Have you ever become pregnant with or given birth to a handicapped child, and thus been saddled with the rewards and responsibilities of raising one? Have you ever fathered such a child? Have you ever demonstrated your commitment to the commendable values of sacrifice and service, and simultaneously preserved the valuable life of a child, by going to a woman who was planning to abort her handicapped child and offering to assume responsibility for raising the child if she would consent to give birth to it? Have you ever looked into adopting one of the many abandoned or orphaned handicapped children who are routinely passed over in favor of healthy orphans, thereby demonstrating your commitment to these values which you commend?

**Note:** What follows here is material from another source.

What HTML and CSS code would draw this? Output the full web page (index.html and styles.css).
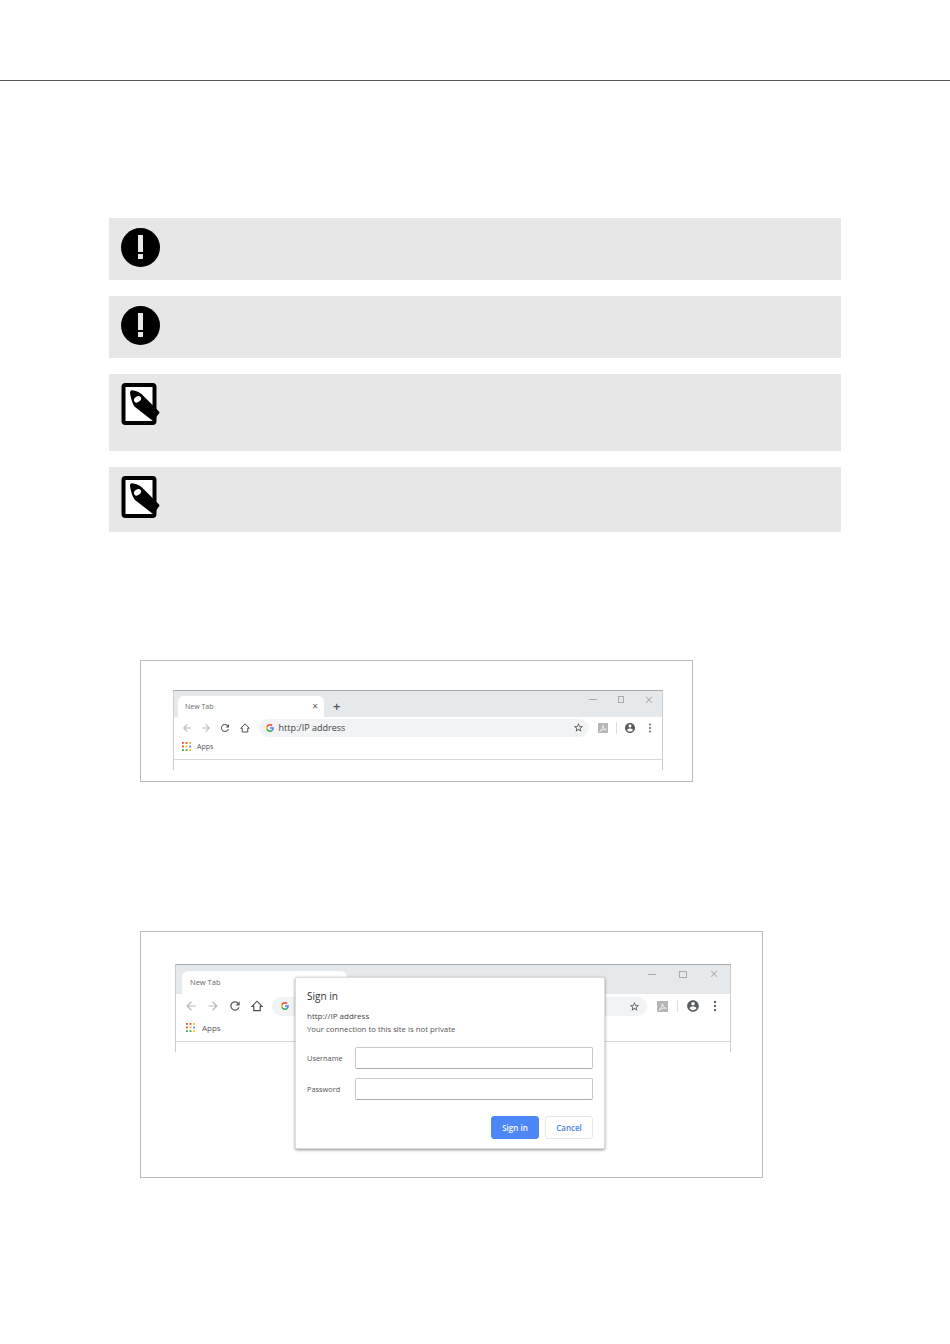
FILE: index.html
```html
<!DOCTYPE html>
<html lang="en">
<head>
    <meta charset="UTF-8">
    <meta name="viewport" content="width=device-width, initial-scale=1.0">
    <title>Sign in with a browser</title>
    <link rel="stylesheet" href="styles.css">
</head>
<body>
    <!-- shared icons -->
    <svg class="sprite" xmlns="http://www.w3.org/2000/svg">
        <symbol id="i-back" viewBox="0 0 24 24"><path d="M20 11H7.830l5.590-5.590L12 4l-8 8 8 8 1.410-1.410L7.830 13H20v-2z"/></symbol>
        <symbol id="i-forward" viewBox="0 0 24 24"><path d="M12 4l-1.410 1.410L16.170 11H4v2h12.170l-5.580 5.590L12 20l8-8z"/></symbol>
        <symbol id="i-reload" viewBox="0 0 24 24"><path d="M17.650 6.350A7.958 7.958 0 0012 4c-4.420 0-7.990 3.580-7.990 8s3.570 8 7.990 8c3.730 0 6.840-2.550 7.730-6h-2.080A5.990 5.990 0 0112 18c-3.310 0-6-2.690-6-6s2.690-6 6-6c1.660 0 3.140.690 4.220 1.780L13 11h7V4l-2.350 2.350z"/></symbol>
        <symbol id="i-home" viewBox="0 0 24 24"><path d="M3.500 12.500 12 3.800l8.500 8.700h-3V20h-11v-7.500z" fill="none" stroke="#4a4d50" stroke-width="2" stroke-linejoin="miter"/></symbol>
        <symbol id="i-star" viewBox="0 0 24 24"><path d="M22 9.240l-7.190-.620L12 2 9.190 8.630 2 9.240l5.460 4.730L5.820 21 12 17.270 18.180 21l-1.630-7.030L22 9.240zM12 15.400l-3.760 2.270 1-4.280-3.320-2.880 4.380-.380L12 6.100l1.710 4.040 4.380.380-3.320 2.880 1 4.280L12 15.400z"/></symbol>
        <symbol id="i-account" viewBox="0 0 24 24"><path d="M12 2C6.480 2 2 6.480 2 12s4.480 10 10 10 10-4.480 10-10S17.520 2 12 2zm0 3c1.660 0 3 1.340 3 3s-1.340 3-3 3-3-1.340-3-3 1.340-3 3-3zm0 14.200c-2.500 0-4.710-1.280-6-3.220.030-1.990 4-3.080 6-3.080 1.990 0 5.970 1.090 6 3.080-1.290 1.940-3.500 3.220-6 3.220z"/></symbol>
        <symbol id="i-dots" viewBox="0 0 24 24"><circle cx="12" cy="5" r="2"/><circle cx="12" cy="12" r="2"/><circle cx="12" cy="19" r="2"/></symbol>
        <symbol id="i-pdf" viewBox="0 0 24 24">
            <rect width="24" height="24" fill="#b4b6b8"/>
            <path d="M4 20c4-2 7-7 8-14 1 6 3 9 8 10-6-1-11 0-16 4z" fill="none" stroke="#fff" stroke-width="1.600"/>
        </symbol>
        <symbol id="i-google" viewBox="0 0 48 48">
            <path fill="#EA4335" d="M24 9.500c3.500 0 6.700 1.200 9.200 3.600l6.900-6.900C35.900 2.400 30.400 0 24 0 14.600 0 6.500 5.400 2.600 13.200l8 6.200C12.500 13.600 17.800 9.500 24 9.500z"/>
            <path fill="#4285F4" d="M47 24.500c0-1.600-.1-3.100-.4-4.500H24v9h12.900c-.6 3-2.200 5.500-4.700 7.200l7.700 6C44.400 37.900 47 31.800 47 24.500z"/>
            <path fill="#FBBC05" d="M10.600 28.600c-.5-1.400-.8-3-.8-4.600s.3-3.200.8-4.600l-8-6.200C.9 16.500 0 20.100 0 24s.9 7.500 2.600 10.800l8-6.200z"/>
            <path fill="#34A853" d="M24 48c6.500 0 11.900-2.100 15.900-5.800l-7.700-6c-2.200 1.500-4.900 2.300-8.200 2.300-6.200 0-11.500-4.100-13.400-9.900l-8 6.200C6.500 42.600 14.600 48 24 48z"/>
        </symbol>
        <symbol id="i-apps" viewBox="0 0 10 10">
            <rect width="2" height="2" fill="#ea4335"/><rect x="4" width="2" height="2" fill="#ea4335"/><rect x="8" width="2" height="2" fill="#fbbc05"/>
            <rect y="4" width="2" height="2" fill="#ea4335"/><rect x="4" y="4" width="2" height="2" fill="#fbbc05"/><rect x="8" y="4" width="2" height="2" fill="#4285f4"/>
            <rect y="8" width="2" height="2" fill="#34a853"/><rect x="4" y="8" width="2" height="2" fill="#34a853"/><rect x="8" y="8" width="2" height="2" fill="#fbbc05"/>
        </symbol>
        <symbol id="i-warning" viewBox="0 0 39 39">
            <circle cx="19.500" cy="19.500" r="19.500"/>
            <rect x="17" y="7" width="5" height="17" fill="#e7e7e7"/>
            <rect x="17" y="26" width="5" height="5" fill="#e7e7e7"/>
        </symbol>
        <symbol id="i-note" viewBox="0 0 39 42">
            <rect x="2.500" y="2" width="31" height="38" rx="2" fill="#fff" stroke="#000" stroke-width="4"/>
            <path d="M9 10c0-2 1-3 3-2.500 4 .5 7 2 9.500 4.500L38 28.500c.6.600.6 1.200 0 2l-5 6.500c-.6.700-1.400.7-2 .2L14 24c-2-2-4-8-5-14z"/>
            <ellipse cx="16.500" cy="16.300" rx="3.800" ry="2.800" fill="#fff" transform="rotate(-35 16.500 16.300)"/>
        </symbol>
    </svg>

    <div class="top-rule"></div>

    <main class="page">
        <div class="notices">
            <div class="notice">
                <svg class="notice-icon"><use href="#i-warning"/></svg>
            </div>
            <div class="notice">
                <svg class="notice-icon"><use href="#i-warning"/></svg>
            </div>
            <div class="notice notice-note notice-tall">
                <svg class="notice-icon note-icon"><use href="#i-note"/></svg>
            </div>
            <div class="notice notice-note">
                <svg class="notice-icon note-icon"><use href="#i-note"/></svg>
            </div>
        </div>

        <figure class="shot shot-small">
            <div class="browser">
                <div class="tabstrip">
                    <div class="tab">
                        <span class="tab-title">New Tab</span>
                        <span class="tab-close">&#215;</span>
                    </div>
                    <span class="new-tab">+</span>
                    <div class="window-controls">
                        <span class="win-min"></span>
                        <span class="win-max"></span>
                        <span class="win-close">&#215;</span>
                    </div>
                </div>
                <div class="toolbar">
                    <span class="tool tool-off"><svg><use href="#i-back"/></svg></span>
                    <span class="tool tool-off"><svg><use href="#i-forward"/></svg></span>
                    <span class="tool"><svg><use href="#i-reload"/></svg></span>
                    <span class="tool"><svg><use href="#i-home"/></svg></span>
                    <div class="omnibox">
                        <svg class="g-logo"><use href="#i-google"/></svg>
                        <span class="url">http:/IP address</span>
                        <svg class="star"><use href="#i-star"/></svg>
                    </div>
                    <span class="tool tool-ext"><svg class="pdf"><use href="#i-pdf"/></svg></span>
                    <span class="tool-sep"></span>
                    <span class="tool tool-account"><svg><use href="#i-account"/></svg></span>
                    <span class="tool tool-dots"><svg><use href="#i-dots"/></svg></span>
                </div>
                <div class="bookmarks">
                    <svg class="apps-icon"><use href="#i-apps"/></svg>
                    <span>Apps</span>
                </div>
            </div>
        </figure>

        <figure class="shot shot-large">
            <div class="browser">
                <div class="tabstrip">
                    <div class="tab">
                        <span class="tab-title">New Tab</span>
                    </div>
                    <div class="window-controls">
                        <span class="win-min"></span>
                        <span class="win-max"></span>
                        <span class="win-close">&#215;</span>
                    </div>
                </div>
                <div class="toolbar">
                    <span class="tool tool-off"><svg><use href="#i-back"/></svg></span>
                    <span class="tool tool-off"><svg><use href="#i-forward"/></svg></span>
                    <span class="tool"><svg><use href="#i-reload"/></svg></span>
                    <span class="tool"><svg><use href="#i-home"/></svg></span>
                    <div class="omnibox">
                        <svg class="g-logo"><use href="#i-google"/></svg>
                        <svg class="star"><use href="#i-star"/></svg>
                    </div>
                    <span class="tool tool-ext"><svg class="pdf"><use href="#i-pdf"/></svg></span>
                    <span class="tool-sep"></span>
                    <span class="tool tool-account"><svg><use href="#i-account"/></svg></span>
                    <span class="tool tool-dots"><svg><use href="#i-dots"/></svg></span>
                </div>
                <div class="bookmarks">
                    <svg class="apps-icon"><use href="#i-apps"/></svg>
                    <span>Apps</span>
                </div>

                <div class="dialog">
                    <h3>Sign in</h3>
                    <p class="dialog-url">http://IP address</p>
                    <p class="dialog-warn">Your connection to this site is not private</p>
                    <div class="field">
                        <label>Username</label>
                        <div class="input"></div>
                    </div>
                    <div class="field">
                        <label>Password</label>
                        <div class="input"></div>
                    </div>
                    <div class="dialog-buttons">
                        <span class="btn btn-primary">Sign in</span>
                        <span class="btn">Cancel</span>
                    </div>
                </div>
            </div>
        </figure>
    </main>
</body>
</html>
```

FILE: styles.css
```css
* {
    margin: 0;
    padding: 0;
    box-sizing: border-box;
}

body {
    background: #fff;
    font-family: "Open Sans", "Noto Sans", sans-serif;
    color: #444;
}

.sprite {
    display: none;
}

.top-rule {
    height: 81px;
    border-bottom: 1px solid #555;
}

.page {
    padding: 137px 109px 0;
}

/* grey notice boxes */
.notices {
    display: flex;
    flex-direction: column;
    gap: 16px;
}

.notice {
    background: #e7e7e7;
    padding: 10px 12px 13px;
}

.notice-note {
    padding-top: 9px;
    padding-bottom: 14px;
}

.notice-tall {
    padding-bottom: 26px;
}

.notice-icon {
    display: block;
    width: 39px;
    height: 39px;
}

.note-icon {
    height: 42px;
}

/* bordered screenshots */
.shot {
    border: 1px solid #bbb;
    margin-left: 31px;
}

.shot-small {
    --slot: 19.4px;
    --icon: 12px;
    width: 553px;
    margin-top: 128px;
    padding: 29px 29px 11px 32px;
}

.shot-large {
    --slot: 22px;
    --icon: 14px;
    width: 623px;
    margin-top: 149px;
    padding: 32px 31px 125px 34px;
}

.browser {
    position: relative;
    border: 1px solid #ccc;
    border-top-color: #a9abad;
    border-bottom: 0;
    background: #fff;
}

.shot-small .browser {
    padding-bottom: 10px;
}

.shot-large .browser {
    padding-bottom: 10px;
}

.tabstrip {
    display: flex;
    align-items: flex-end;
    background: #e6e9ec;
    padding-left: 4px;
}

.shot-small .tabstrip {
    height: 26px;
}

.shot-large .tabstrip {
    height: 29px;
    padding-left: 6px;
}

.tab {
    display: flex;
    align-items: center;
    justify-content: space-between;
    background: #fff;
    border-radius: 6px 6px 0 0;
    color: #666;
}

.shot-small .tab {
    width: 146px;
    height: 21px;
    padding: 0 6px 1px 7px;
    font-size: 7px;
}

.shot-large .tab {
    width: 165px;
    height: 23px;
    padding: 0 8px 2px;
    font-size: 7.5px;
}

.tab-close {
    font-size: 10px;
    color: #555;
}

.new-tab {
    align-self: center;
    margin: 5px 0 0 9px;
    font-size: 13px;
    font-weight: 600;
    line-height: 1;
    color: #555;
}

.window-controls {
    display: flex;
    align-items: center;
    align-self: flex-start;
    margin-left: auto;
    color: #999;
}

.shot-small .window-controls {
    height: 17px;
    gap: 21px;
    padding-right: 9px;
}

.shot-large .window-controls {
    height: 18px;
    gap: 23px;
    padding-right: 12px;
}

.win-min {
    width: 8px;
    height: 1px;
    background: #aaa;
}

.win-max {
    width: 6px;
    height: 7px;
    border: 1px solid #aaa;
}

.shot-large .win-max {
    width: 8px;
    height: 7px;
}

.win-close {
    font-size: 14px;
    font-weight: 300;
    line-height: 1;
}

/* toolbar row */
.toolbar {
    display: flex;
    align-items: center;
}

.shot-small .toolbar {
    height: 21px;
    padding: 0 5px 0 3px;
}

.shot-large .toolbar {
    height: 24px;
    padding: 0 8px 0 4px;
}

.tool {
    display: flex;
    align-items: center;
    justify-content: center;
    flex: none;
    width: var(--slot);
    fill: #5a5d60;
}

.tool svg {
    width: var(--icon);
    height: var(--icon);
}

.tool-off {
    fill: #b6b9bc;
}

.omnibox {
    display: flex;
    align-items: center;
    flex: 1;
    background: #f1f3f4;
    border-radius: 10px;
    margin-left: 4px;
    padding-left: 7px;
    font-size: 9px;
    color: #444;
}

.shot-small .omnibox {
    height: 18px;
}

.shot-large .omnibox {
    height: 19px;
    padding-left: 9px;
}

.g-logo {
    width: 8px;
    height: 8px;
    flex: none;
}

.url {
    margin-left: 5px;
}

.star {
    width: 11px;
    height: 11px;
    margin-left: auto;
    margin-right: 5px;
    fill: #555;
}

.shot-large .star {
    margin-right: 7px;
}

.tool-ext {
    width: 27px;
}

.tool .pdf {
    width: 10px;
    height: 10px;
}

.tool-sep {
    width: 1px;
    height: 12px;
    background: #ddd;
    flex: none;
}

.tool-account {
    width: 26px;
}

.tool-dots {
    width: 14px;
}

.shot-large .tool-ext {
    width: 30px;
}

.shot-large .tool-account {
    width: 30px;
}

.shot-large .tool .pdf {
    width: 11px;
    height: 11px;
}

/* bookmarks row */
.bookmarks {
    display: flex;
    align-items: center;
    gap: 6px;
    border-bottom: 1px solid #d6d6d6;
    color: #555;
}

.shot-small .bookmarks {
    height: 22px;
    padding: 0 0 4px 8px;
    font-size: 7px;
}

.shot-large .bookmarks {
    height: 24px;
    gap: 7px;
    padding: 0 0 4px 10px;
    font-size: 8px;
}

.apps-icon {
    width: 9px;
    height: 9px;
    flex: none;
}

/* http auth dialog, sits on top of the browser */
.dialog {
    position: absolute;
    left: 119px;
    top: 12px;
    width: 310px;
    height: 172px;
    background: #fff;
    border: 1px solid #ddd;
    border-radius: 2px;
    box-shadow: 0 1px 3px rgba(0, 0, 0, 0.45);
    padding: 11px 11px 0;
    font-size: 8px;
    color: #555;
}

.dialog h3 {
    font-size: 10px;
    font-weight: 400;
    color: #333;
    line-height: 14px;
}

.dialog-url {
    margin-top: 6px;
    color: #444;
    line-height: 13px;
}

.dialog-warn {
    margin-top: 1px;
    font-size: 7.8px;
    line-height: 13px;
}

.field {
    display: flex;
    align-items: center;
    justify-content: space-between;
    margin-top: 9px;
    font-size: 7.4px;
}

.dialog-warn + .field {
    margin-top: 11px;
}

.input {
    width: 238px;
    height: 22px;
    border: 1px solid #c9c9c9;
    border-bottom-color: #aaa;
    border-radius: 2px;
}

.dialog-buttons {
    display: flex;
    justify-content: flex-end;
    gap: 6px;
    margin-top: 16px;
}

.btn {
    display: flex;
    align-items: center;
    justify-content: center;
    width: 48px;
    height: 23px;
    border: 1px solid #e6e6e6;
    border-radius: 3px;
    color: #4d7fe8;
    font-weight: 600;
    font-size: 8px;
}

.btn-primary {
    background: #4d86f5;
    border-color: #4d86f5;
    color: #fff;
}
```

Or have you simply spent your life pointing to some one's behavior as commendable, and some other's contrary behavior as disgraceful, without actually applying to your own life these lessons that you impart to others through your writing? Have you in any way followed the example of the sacrificing nomadic tribe which you cite favorably? Has your behavior in any way set you apart from the women who decline the opportunity to make similar sacrifices? Do you realize that you too have this opportunity, or are you too busy encouraging other people to sacrifice for the good of the world and their souls?
Also, he distinguished Catholicism from Islam by saying that Catholicism grows and changes.